THE SONS OF THE NORTH WIND
Down thro’ the Northlands
Come the White Brothers,
One clad in foam
And one mailed in water—
Foam white as bear-felt,
Water like coat of mail.
Snow is the Song of Me,
Singeth the one;
Silence the Breath of Me,
Whispers the other.
So sings a Swedish poet, a lineal descendant of one of the Saga-men whose songs the vikings carried to the ends of the world of that day. The song is called ‘The Sons of the North Wind,’ and the allusion is to an old ballad-saga common in one form or another throughout all the countries of both the Gall and the Gael ... from Finland to the last of the island-kingdoms between Ultima Thule and the Gaelic West. The White Brothers are familiar indeed, though with us they come oftener clothed with beauty than with terror, with strange and beautiful new life rather than with the solemnity and dread aspect of death.

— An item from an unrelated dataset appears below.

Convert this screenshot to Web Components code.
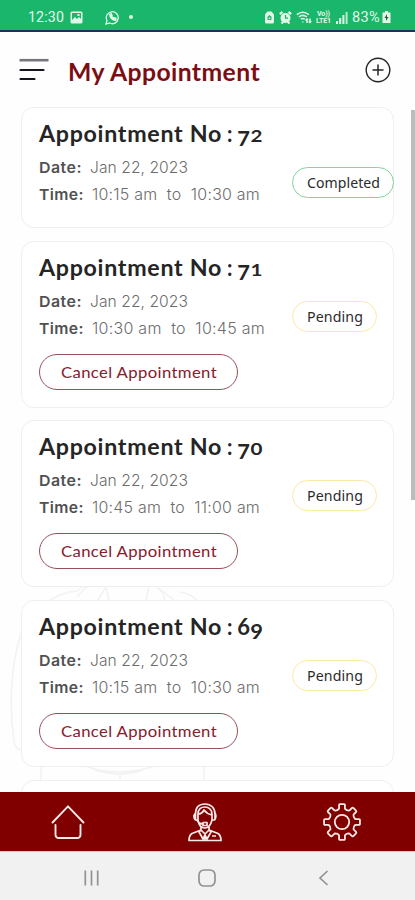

Among the Gaelic hills we have a prose variant of ‘The Sons of the North Wind,’ which I suppose is still told to children by the fireglow on winter evenings, as, when a child, the present writer was told it and retold it by the fireglow on many a winter evening when the crackling fall of icicles from fir-sprays near the window could be heard, or the sudden shuffle of snow in the declivities of the steep glen hard-by. The story is generally told as a tale, but sometimes the teller chants it as a duan or poem. For it is more a poem than a prose narrative on the lips of Gaelic speakers.
The North Wind had three sons. These Sons of the North Wind were called White-Feet and White-Wings and White-Hands. When White-Feet and White-Wings and White-Hands first came into our world from the invisible palaces, they were so beautiful that many mortals died from beholding them, while others dared not look, but fled affrighted into woods or obscure places. So when these three sons of the Great Chieftain saw that they were too radiant for the eyes of the earth-bound they receded beyond the gates of the sunset, and took counsel with the Allfather. When, through the gates of dawn, they came again they were no longer visible to men, nor, in all the long grey reaches of the years, has any since been seen of mortal eyes. How are they known, these Sons of the North Wind? They were known of old, they are known still, only by the white feet of one treading the waves of the sea; and by the white rustle and sheen of a myriad tiny plumes as the other unfolds great pinions above hills and valleys, woodlands and garths, and the homes of men; and by the white silence of dream that the third lays upon moving waters, and the windless boughs of trees, upon the reed by the silent loch, upon the grass by the silent tarn, upon the bracken by the unfalling hill-stream hanging like a scarf among the rock and mountain-ash. We know them no more by their ancient names or in their immortal body, but only thus by the radiance of their passing, and we call them the Polar Wind, and Snow, and Ice.
It is at this season, in all northern lands, that the miracle of the snow-change, the new beauty of the snow-world, is transcendent. Truly, it is miraculous, that change: that new world, what a revelation it is, showing us the familiar as we have never known it or have of it but a dreamlike remembrance, showing it to us at times as we can hardly conceive it. To the continual element of surprise much has to be attributed, in our country at least. In lands like Scandinavia and Russia the periodicity and uniformity of the snow-raiment of earth take much from this element of surprise. Hardly have the inhabitants grown used to the greenness of grass and sprouting grain and fluttering leaf, after the long months of a silent whiteness become dreadful as a shroud, when a grey pall is spun out of the east once more and out of the north comes the wind of death, and the leaf is gone away on the polar air, the grain is gathered or withered, the sere grass fades like wintry grey-green seas fading into continual foam.